» WHAT YOU SHOULD DO
Quote from the first line below through the line that contains "type Tab = 'Home'", both included, and leave the pictures out.

» DATA SHOWN
-------------------------
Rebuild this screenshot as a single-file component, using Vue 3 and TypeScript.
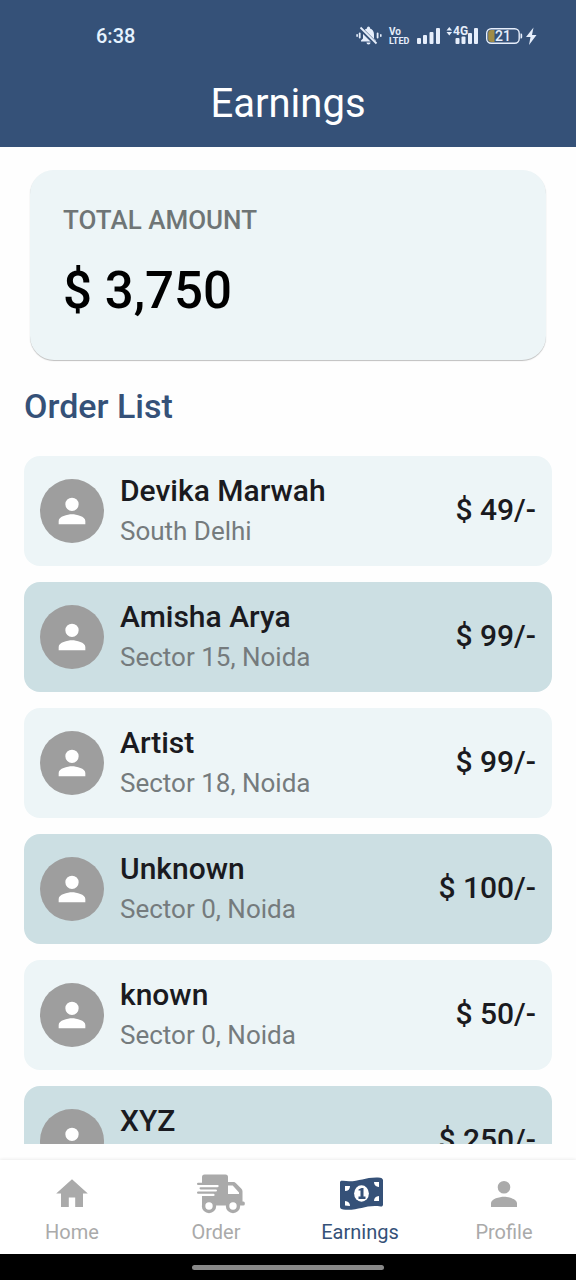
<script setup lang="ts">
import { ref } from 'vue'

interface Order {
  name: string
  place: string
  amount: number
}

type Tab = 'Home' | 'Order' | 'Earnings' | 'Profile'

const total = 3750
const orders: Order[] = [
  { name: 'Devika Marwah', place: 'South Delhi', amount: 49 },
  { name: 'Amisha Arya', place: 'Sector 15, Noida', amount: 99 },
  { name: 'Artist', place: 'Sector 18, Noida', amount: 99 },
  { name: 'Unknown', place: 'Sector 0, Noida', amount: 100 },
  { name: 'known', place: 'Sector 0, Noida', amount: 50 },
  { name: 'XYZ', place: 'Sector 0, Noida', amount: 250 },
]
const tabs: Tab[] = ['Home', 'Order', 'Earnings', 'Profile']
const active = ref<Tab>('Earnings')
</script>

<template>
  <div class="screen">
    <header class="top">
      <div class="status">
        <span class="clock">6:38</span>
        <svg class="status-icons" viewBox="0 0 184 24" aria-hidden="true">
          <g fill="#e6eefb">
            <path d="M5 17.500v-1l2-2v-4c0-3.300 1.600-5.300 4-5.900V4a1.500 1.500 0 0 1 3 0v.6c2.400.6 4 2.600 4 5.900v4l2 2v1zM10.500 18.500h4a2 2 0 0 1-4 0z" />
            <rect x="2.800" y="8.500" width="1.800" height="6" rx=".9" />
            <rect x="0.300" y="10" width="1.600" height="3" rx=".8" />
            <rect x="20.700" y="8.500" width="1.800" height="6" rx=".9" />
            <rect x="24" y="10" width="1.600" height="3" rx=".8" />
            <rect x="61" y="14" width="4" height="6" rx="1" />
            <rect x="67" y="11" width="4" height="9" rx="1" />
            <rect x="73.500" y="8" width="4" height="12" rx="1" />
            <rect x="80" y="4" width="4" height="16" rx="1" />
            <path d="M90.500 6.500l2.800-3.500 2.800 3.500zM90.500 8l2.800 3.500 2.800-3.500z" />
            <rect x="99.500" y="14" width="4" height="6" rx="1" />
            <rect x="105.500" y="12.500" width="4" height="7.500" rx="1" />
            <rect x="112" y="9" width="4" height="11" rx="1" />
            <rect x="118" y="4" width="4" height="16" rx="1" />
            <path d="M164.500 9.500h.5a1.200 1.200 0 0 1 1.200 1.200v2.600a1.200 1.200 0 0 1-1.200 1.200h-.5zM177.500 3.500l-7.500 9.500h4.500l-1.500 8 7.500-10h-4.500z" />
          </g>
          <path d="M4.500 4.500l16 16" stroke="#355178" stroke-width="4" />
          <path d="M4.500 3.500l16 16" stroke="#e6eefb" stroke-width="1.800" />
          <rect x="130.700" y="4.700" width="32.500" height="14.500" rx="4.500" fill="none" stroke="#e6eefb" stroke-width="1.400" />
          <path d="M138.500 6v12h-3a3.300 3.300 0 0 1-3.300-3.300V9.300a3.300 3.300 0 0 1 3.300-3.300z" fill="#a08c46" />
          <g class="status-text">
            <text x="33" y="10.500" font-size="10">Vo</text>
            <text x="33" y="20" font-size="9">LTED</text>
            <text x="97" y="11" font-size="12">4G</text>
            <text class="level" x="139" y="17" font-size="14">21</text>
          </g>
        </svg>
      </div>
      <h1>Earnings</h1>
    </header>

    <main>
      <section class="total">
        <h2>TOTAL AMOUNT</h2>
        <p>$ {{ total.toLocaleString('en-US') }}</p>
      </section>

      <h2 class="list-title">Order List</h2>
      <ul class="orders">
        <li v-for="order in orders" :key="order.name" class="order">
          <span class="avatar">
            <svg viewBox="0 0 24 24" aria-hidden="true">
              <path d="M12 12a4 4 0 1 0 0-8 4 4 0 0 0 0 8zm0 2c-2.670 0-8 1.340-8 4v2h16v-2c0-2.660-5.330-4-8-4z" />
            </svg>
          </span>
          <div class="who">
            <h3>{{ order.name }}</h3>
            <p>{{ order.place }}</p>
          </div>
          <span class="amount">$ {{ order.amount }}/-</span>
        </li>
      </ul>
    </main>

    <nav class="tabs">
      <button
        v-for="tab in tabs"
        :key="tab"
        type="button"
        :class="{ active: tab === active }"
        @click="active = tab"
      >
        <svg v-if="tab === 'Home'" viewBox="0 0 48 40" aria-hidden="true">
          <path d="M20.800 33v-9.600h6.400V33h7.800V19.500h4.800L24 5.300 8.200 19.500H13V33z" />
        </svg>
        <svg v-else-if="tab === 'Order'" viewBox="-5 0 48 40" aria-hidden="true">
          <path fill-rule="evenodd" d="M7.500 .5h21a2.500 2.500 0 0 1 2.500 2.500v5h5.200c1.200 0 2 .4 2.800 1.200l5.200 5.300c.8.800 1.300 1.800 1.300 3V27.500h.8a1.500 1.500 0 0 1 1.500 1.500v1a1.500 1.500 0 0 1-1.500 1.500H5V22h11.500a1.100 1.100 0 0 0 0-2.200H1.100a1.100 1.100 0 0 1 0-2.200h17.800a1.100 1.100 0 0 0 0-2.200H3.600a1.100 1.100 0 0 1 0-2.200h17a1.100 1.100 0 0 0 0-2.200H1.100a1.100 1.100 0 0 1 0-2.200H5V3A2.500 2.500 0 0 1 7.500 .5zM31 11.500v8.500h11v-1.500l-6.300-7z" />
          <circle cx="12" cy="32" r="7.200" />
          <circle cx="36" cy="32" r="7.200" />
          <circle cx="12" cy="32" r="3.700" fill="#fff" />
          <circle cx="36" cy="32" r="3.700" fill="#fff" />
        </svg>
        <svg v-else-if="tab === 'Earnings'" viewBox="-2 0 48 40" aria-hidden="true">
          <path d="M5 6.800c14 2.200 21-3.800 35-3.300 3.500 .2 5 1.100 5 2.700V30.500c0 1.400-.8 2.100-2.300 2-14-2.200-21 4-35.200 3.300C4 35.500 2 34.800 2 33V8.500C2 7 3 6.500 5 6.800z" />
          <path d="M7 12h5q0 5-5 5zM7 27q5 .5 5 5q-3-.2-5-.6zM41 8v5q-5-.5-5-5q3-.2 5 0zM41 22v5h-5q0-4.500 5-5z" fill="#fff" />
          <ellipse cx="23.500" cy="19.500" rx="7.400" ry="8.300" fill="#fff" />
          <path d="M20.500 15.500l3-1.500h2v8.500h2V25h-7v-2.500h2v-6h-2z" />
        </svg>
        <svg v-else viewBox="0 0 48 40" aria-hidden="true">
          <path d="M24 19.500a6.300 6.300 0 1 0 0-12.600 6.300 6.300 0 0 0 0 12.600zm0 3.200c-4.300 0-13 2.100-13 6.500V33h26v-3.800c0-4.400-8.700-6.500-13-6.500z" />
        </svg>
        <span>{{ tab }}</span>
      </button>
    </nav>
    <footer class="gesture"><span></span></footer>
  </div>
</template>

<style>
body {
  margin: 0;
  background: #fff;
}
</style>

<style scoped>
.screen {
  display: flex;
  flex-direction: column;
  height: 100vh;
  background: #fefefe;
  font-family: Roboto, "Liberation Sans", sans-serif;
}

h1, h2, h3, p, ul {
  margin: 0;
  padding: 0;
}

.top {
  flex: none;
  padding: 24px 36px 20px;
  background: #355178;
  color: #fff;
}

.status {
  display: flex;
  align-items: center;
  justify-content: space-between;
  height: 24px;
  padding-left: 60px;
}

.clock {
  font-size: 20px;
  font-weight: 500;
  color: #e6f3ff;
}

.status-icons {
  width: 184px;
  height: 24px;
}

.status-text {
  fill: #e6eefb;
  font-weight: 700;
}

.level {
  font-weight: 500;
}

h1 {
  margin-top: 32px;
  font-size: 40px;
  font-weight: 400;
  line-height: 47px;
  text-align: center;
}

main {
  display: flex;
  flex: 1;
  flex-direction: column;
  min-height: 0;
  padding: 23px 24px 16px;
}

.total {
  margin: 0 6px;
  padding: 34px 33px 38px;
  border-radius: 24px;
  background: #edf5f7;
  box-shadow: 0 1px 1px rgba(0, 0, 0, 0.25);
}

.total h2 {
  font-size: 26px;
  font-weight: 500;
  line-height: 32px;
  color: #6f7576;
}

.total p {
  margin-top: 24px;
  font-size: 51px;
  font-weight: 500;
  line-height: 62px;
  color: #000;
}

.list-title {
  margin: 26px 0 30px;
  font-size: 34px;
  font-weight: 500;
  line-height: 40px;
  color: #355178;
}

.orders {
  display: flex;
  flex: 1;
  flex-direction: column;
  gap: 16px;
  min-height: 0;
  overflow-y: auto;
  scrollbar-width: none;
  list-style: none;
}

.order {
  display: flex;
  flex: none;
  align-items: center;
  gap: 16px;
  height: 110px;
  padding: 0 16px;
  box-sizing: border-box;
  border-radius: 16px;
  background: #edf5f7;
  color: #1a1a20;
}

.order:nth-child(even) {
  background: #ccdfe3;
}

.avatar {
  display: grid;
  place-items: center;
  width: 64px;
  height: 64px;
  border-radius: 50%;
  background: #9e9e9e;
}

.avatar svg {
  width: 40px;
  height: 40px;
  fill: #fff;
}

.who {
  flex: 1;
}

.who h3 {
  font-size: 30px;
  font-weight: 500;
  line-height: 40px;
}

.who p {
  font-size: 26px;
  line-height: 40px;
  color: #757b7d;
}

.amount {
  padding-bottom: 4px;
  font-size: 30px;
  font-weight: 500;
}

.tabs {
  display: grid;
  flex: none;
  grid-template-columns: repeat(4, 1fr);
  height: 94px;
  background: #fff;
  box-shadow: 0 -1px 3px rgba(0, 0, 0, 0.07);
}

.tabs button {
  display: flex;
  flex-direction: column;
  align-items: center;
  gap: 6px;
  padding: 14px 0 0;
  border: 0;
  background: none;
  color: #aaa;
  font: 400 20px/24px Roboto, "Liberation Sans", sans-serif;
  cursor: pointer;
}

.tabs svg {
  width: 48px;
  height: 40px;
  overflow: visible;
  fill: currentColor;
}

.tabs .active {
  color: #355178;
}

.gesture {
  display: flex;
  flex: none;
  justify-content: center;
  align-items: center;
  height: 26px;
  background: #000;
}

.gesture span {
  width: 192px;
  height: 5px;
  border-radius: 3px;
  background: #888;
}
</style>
-------------------------
» RESULT OF THE EXERCISE
Rebuild this screenshot as a single-file component, using Vue 3 and TypeScript.
<script setup lang="ts">
import { ref } from 'vue'

interface Order {
  name: string
  place: string
  amount: number
}

type Tab = 'Home' | 'Order' | 'Earnings' | 'Profile'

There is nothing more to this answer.